Ronald Marcus Sutton

Air Gunner, 150 Squadron
Service number 1250695
Died 27 April 1942
Buried Rheinberg War Cemetery, Germany
Age 21

Headstone Inscription
‘HE DIED THAT WE MIGHT LIVE. DEEPLY MOURNED, SADLY MISSED. MUM, DAD AND BROTHERS’


Ronald was born on 26 March 1921 to Leonard Schaetzen and Hannah née Lazarus and he had three brothers Reginald, Leslie and Philip. Both Reginald and Leslie served in the RAF. Leslie was a corporal in the RAF when he landed on Omaha beach with the 1st American Army during D-Day. He fought through France, liberating villages and helping to secure and hold airfields for the Allied forces. He later observed the Nuremberg trials and received the Legion d’Honneur in 2016.
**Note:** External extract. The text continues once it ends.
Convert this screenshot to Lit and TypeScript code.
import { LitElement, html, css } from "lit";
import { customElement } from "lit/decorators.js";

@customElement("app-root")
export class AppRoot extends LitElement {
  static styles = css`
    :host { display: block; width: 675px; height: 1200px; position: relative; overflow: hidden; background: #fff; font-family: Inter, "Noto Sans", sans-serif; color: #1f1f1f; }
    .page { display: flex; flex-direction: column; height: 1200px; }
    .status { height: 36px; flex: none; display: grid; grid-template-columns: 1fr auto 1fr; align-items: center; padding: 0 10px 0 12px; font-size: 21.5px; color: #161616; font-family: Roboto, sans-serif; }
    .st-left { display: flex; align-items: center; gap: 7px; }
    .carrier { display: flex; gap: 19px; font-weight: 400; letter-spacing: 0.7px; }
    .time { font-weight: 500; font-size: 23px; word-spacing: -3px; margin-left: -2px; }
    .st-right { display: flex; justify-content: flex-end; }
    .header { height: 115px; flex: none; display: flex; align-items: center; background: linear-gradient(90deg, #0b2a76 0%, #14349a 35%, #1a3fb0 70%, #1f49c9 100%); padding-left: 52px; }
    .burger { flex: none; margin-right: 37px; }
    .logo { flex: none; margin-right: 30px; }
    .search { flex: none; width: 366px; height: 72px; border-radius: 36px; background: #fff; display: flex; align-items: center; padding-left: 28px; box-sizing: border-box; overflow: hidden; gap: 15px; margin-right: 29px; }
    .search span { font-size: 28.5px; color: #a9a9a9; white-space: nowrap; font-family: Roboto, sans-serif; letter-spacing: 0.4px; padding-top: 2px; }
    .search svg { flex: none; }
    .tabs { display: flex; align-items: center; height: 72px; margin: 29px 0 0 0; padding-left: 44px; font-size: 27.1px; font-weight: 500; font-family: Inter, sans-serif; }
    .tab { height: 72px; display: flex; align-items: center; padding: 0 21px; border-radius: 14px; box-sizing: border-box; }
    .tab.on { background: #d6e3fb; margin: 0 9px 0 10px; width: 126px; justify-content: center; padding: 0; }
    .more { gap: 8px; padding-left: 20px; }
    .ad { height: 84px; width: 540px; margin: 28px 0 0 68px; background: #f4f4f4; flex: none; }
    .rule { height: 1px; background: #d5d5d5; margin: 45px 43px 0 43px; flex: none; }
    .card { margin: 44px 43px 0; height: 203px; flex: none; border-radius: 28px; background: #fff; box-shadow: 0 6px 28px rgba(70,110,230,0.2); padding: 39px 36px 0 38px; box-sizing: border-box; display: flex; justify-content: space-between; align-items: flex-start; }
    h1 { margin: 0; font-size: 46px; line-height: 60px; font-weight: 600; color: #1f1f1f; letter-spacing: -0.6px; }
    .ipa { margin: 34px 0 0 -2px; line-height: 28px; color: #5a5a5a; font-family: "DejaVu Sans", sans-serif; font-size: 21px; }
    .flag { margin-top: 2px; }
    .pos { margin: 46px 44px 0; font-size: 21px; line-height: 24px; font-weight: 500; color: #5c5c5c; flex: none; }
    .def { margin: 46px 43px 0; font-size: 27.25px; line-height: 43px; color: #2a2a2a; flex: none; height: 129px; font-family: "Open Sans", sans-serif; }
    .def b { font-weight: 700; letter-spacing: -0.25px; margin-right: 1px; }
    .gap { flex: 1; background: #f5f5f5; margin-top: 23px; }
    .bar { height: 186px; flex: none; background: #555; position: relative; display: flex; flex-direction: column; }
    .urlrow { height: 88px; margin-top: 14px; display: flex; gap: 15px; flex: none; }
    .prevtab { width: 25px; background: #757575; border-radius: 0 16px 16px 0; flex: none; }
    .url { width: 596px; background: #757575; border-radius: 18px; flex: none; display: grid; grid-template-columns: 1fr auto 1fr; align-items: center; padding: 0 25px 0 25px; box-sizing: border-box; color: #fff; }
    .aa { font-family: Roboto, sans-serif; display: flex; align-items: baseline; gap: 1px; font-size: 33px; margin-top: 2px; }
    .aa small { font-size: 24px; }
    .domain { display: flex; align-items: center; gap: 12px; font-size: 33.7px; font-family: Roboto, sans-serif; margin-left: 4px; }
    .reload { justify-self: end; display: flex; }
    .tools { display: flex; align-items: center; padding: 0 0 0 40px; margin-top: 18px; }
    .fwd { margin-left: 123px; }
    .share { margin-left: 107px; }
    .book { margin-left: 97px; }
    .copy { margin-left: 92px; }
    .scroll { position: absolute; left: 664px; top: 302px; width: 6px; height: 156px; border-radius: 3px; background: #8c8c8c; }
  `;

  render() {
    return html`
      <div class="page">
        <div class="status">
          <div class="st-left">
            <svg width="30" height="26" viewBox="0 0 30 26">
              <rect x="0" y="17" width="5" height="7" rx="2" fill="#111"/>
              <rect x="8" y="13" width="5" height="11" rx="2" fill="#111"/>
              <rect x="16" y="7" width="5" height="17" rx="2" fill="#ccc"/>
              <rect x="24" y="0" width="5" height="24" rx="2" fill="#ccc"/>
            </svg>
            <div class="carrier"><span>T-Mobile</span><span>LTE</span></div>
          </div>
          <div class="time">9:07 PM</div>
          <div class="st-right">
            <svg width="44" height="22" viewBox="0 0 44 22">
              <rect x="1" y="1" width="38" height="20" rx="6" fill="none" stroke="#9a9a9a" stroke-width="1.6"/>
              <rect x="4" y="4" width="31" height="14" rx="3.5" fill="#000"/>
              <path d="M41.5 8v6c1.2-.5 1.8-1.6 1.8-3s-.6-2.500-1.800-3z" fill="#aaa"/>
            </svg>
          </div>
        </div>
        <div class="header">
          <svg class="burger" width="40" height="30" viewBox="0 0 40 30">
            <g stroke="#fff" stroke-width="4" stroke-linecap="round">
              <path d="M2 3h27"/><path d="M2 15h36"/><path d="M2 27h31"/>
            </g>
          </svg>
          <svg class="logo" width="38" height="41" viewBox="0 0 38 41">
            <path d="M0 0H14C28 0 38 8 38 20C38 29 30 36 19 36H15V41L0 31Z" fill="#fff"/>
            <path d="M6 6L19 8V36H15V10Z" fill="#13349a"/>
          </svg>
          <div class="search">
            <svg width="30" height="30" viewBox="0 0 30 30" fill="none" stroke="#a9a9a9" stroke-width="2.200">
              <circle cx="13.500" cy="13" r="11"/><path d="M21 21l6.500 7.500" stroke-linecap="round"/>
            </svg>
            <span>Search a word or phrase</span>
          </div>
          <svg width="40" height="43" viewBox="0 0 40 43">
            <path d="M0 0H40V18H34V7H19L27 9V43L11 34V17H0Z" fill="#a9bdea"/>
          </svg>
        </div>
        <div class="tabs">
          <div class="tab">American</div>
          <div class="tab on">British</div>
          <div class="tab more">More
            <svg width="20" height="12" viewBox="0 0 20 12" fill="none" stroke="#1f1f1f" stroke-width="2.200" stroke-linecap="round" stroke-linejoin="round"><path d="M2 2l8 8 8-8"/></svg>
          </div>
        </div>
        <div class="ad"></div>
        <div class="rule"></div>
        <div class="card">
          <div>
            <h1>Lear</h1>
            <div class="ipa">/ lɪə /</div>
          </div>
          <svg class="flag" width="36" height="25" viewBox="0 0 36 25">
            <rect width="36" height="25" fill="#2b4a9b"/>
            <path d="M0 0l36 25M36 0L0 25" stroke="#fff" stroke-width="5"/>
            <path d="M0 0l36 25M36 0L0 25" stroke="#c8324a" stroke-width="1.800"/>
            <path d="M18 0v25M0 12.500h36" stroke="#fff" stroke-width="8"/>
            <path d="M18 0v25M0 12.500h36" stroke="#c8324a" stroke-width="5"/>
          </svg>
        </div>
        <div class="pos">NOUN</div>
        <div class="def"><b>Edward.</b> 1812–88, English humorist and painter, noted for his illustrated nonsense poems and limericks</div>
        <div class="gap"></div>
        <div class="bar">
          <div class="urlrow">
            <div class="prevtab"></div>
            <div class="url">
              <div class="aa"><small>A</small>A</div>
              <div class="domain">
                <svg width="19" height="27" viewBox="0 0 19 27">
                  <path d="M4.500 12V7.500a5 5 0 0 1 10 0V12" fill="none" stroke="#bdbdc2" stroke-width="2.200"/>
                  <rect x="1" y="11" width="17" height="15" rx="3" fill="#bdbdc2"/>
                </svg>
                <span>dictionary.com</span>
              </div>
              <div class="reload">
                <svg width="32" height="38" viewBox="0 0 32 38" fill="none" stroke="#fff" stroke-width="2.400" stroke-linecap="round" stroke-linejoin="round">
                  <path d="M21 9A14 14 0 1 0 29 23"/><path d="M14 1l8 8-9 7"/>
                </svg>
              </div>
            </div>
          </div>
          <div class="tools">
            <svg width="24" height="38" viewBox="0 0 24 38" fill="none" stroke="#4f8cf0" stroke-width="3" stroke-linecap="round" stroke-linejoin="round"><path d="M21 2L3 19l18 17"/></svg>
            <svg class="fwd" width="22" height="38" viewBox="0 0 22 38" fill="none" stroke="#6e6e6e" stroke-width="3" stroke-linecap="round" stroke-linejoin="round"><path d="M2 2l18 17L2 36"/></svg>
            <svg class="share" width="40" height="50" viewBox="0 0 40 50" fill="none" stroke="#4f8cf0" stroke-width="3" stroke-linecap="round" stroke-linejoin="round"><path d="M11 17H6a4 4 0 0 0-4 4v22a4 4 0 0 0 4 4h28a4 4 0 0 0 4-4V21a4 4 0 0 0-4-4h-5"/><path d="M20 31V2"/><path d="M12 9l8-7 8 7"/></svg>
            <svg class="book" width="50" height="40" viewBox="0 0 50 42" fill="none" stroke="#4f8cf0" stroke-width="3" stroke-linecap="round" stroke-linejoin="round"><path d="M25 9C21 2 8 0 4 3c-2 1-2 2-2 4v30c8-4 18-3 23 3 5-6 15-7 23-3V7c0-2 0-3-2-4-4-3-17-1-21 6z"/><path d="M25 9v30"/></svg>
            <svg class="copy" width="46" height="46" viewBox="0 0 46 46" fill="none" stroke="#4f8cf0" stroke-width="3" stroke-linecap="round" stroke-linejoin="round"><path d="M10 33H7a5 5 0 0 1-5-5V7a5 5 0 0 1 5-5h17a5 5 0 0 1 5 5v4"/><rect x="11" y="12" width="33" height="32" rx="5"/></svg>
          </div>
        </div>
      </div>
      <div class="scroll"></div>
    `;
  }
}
Ronald was a Rover Scout with the 2nd Leytonstone Scouts and in 1939 lived with his parents at 67 Burwell Road, Leyton where he is listed as working as a junior draughtsman in steel and metal. His father Leonard was an A.R.P. Warden at Leyton Town Hall.

Ronald was an air gunner on Wellington X3700 which departed from RAF Snaith at 21.40 on an operation to bomb Cologne. Nothing was heard from the aircraft after take-off, and it failed to return to base. Manfred Weichert has kindly found further information in the Cologne archives on the crash site which state: ‘Wellington X3700 was fired upon by the 1st + 2nd / heavy Flak 511 during the attack on Cologne and crashed in the Cologne district of Köln-Kalk in the Wipperfürther Str. The crash is also mentioned in the police report of the city of Cologne of 28.04.1942’.

Pilot, Valden Leonard Bailey, 400687, RAAF
W/Op, A/G, Franklin Burton Grundy, 15126, RCAF
W/Op, A/G, William George Marsh, 1381070
Pilot, Bernard John McGinn, 1375485
Obs, Alfred Wilkinson, 115993

All the crew were killed and are buried at Rheinberg War Cemetery, Germany.